Тебе ли не знать… Но в общем-то, да: сердцевина, глубинная сущность всякого произведения, будь то роман или эссе, повинуется законам поэтического роста. И только потом, когда работа уже сделана и проступила структура, последняя воспринимается как прозаическая.
Ну да. После возгласа акушерки: "Мальчик!" — уже не важно, кого хотели отец или мать и что там у них в генах.
Да, и работа над "Кенгуру" была для меня качественно новым опытом такого рода — опытом поэтического разрастания истории, в данном случае истории СССР, и реальности (тоже существующей только на просторах СССР), а главное — моего во всем этом места. Настолько, что мой герой в романе, с которым, надеюсь, у меня не так много общего…
За исключением языковых навыков…
…за исключением языковых навыков, именно в фантасмагорических своих чертах выдает свою поэтическую генеалогию. Во всяком случае, до того, как сесть за "Кенгуру", я ничего подобного не испытывал… Я не хочу создавать на основе этих воспоминаний некую теорию творчества, просто мне хочется восстановить, как все было. Ты, как никто, знаешь: рождение образа — или концепции произведения — вещь магическая, священнодействие — род видения. Поэтому, когда я почувствовал образ "Кенгуру", когда я поймал его как целое, я был страшно взволнован. Внезапно мне предстала возможность обрести себя в историческом месиве не в качестве жертвы или летописца, а в качестве писателя-заговорщика, коль на то пошло. И я осознал мифологические, фантасмагорические возможности. Почувствовал, что могу говорить абсолютно обо всем! Это задало форму — в моем распоряжении был весь мир: русские или иностранные правительства, воровская малина, эротические или жандармские фантазии, полеты в космос, описания погоды, личные мои заморочки, будущее нации — все, что приходит в голову. Эта романная форма позволяла максимально насытить страницу содержанием. Причем без всякого насилия… а отсутствие насилия над собой делает творческий процесс особенно приятным. И запоминающимся.
Что тебе известно о судьбе твоих книг в России? Попадают ли они домой и доходит ли до тебя оттуда какая-то на них реакция — если, конечно, она есть? Я понимаю, тебе неловко отвечать на этот вопрос, но кого же еще мне об этом спросить?

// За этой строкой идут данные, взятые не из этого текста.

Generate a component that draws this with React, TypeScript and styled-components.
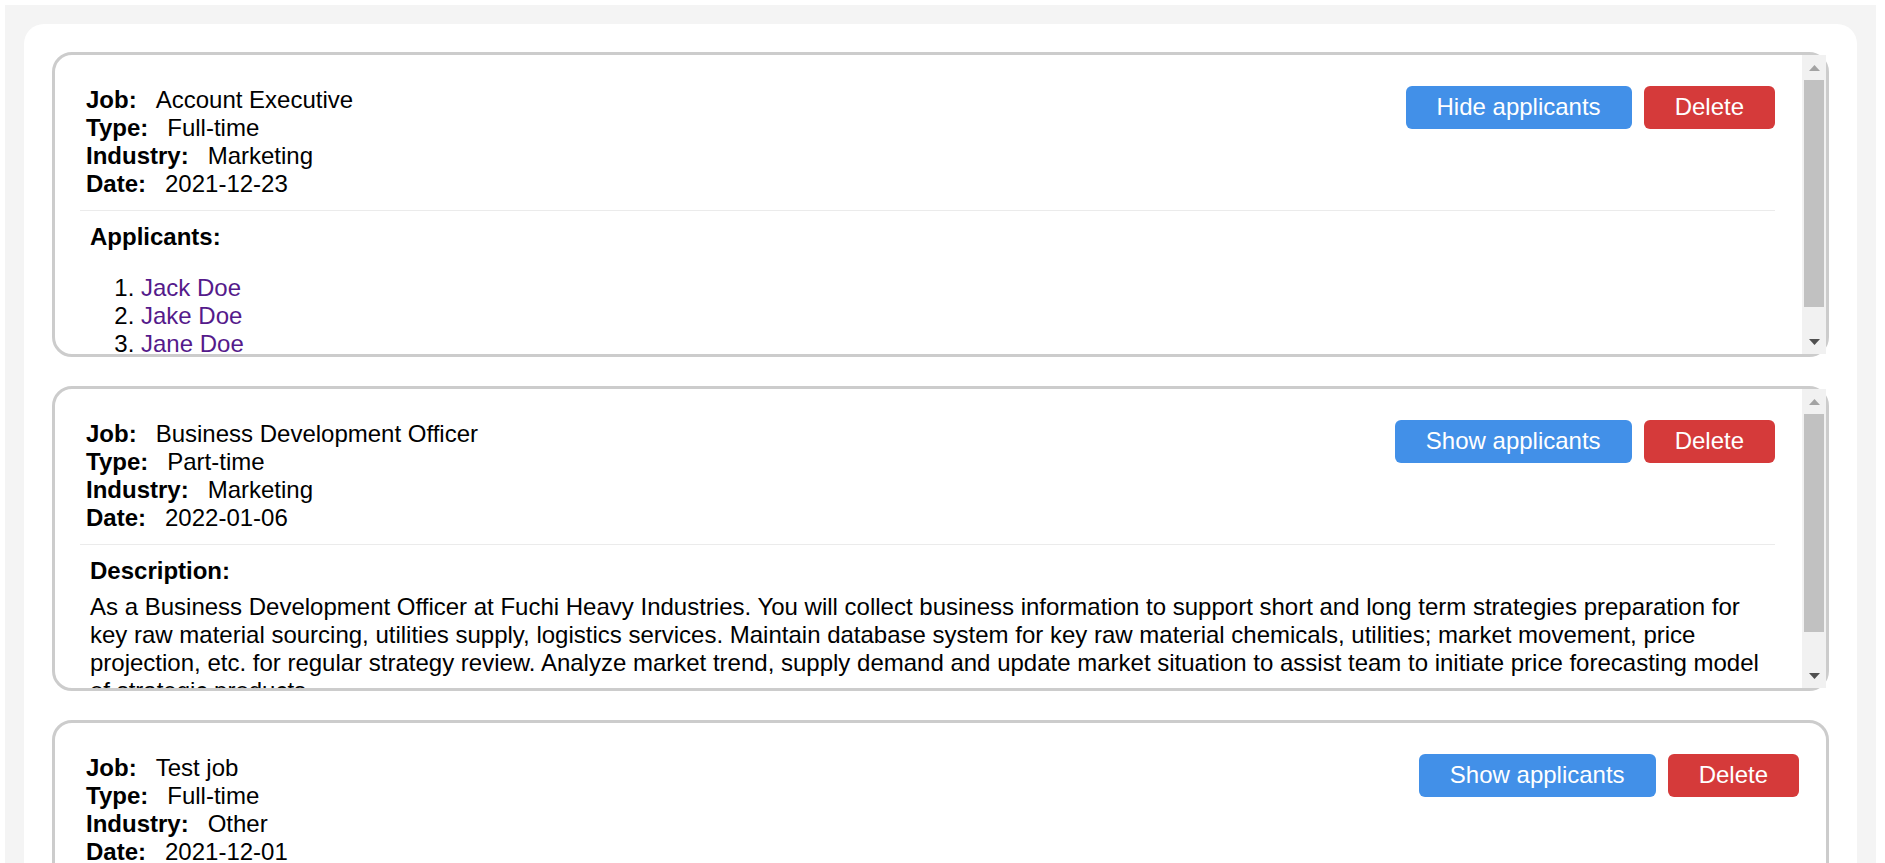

Тут я в недоумении, как и КГБ, — с той разницей, что недоумеваем мы по разным поводам. Вопреки отчаянным усилиям гэбэшников кастрировать у вышеназванных миллионов всякую способность мыслить, вопреки усердию сотрудников сей организации, преданности их любимому делу, и бюджету, на то выделяемому, наши книги: твои, мои, всех остальных — в Россию просачиваются, и их там читают. Разве что читателей меньше, чем хотелось бы, чем могло бы в стране найтись для наших книг… скажем, тысячи две-три, а может, всего две-три сотни…
В закрытом обществе чем меньше читателей, тем сильнее прочитанная вещь "детонирует". В конечном итоге важны не размеры бомбы, а тот факт, что помещение заперто.
Особенно если эти несколько сотен — интеллектуальная элита: литераторы, киношники и тому подобное. Может, подходящее слово тут не "детонация", а "резонанс"… Правда, в последнее время провоз книг в Россию становится все сложнее — времена разрядки прошли. Но все же книги просачиваются, и реакция на них — косвенная, подспудная — внушает надежды. И обрывки, намеки, полуцитаты в тамошних письмах для меня важнее, чем все здешние рецензии или диссертации. Наш читатель — там, и говорю я это не потому, что нахожусь под гипнозом миллионных цифр, но потому, что там — истинная жизнь нашего языка. Какой нибудь поклонник моего творчества или величайший знаток моих произведений может жить на островах Фиджи, но мои читатели, моя аудитория — там, к востоку от Варшавы.
А не кажется ли тебе, учитывая путь книг в Россию, что мы — по крайней мере наше поколение, — когда речь заходит об индивидуализме, в куда большей степени американцы, чем сами жители США? Потому что действовать, полагаясь только на себя, в обществе, пронизанном чувством коллективизма, где всяк сует нос в чужие дела, — для этого нужна куда большая стойкость, чем здесь, где независимость гарантирована законом?
Да, но это ведь неизбежно, особенно если ты — писатель. Литература, в конце концов, высшая форма частного предпринимательства. В этом смысле, писатель — всегда американец.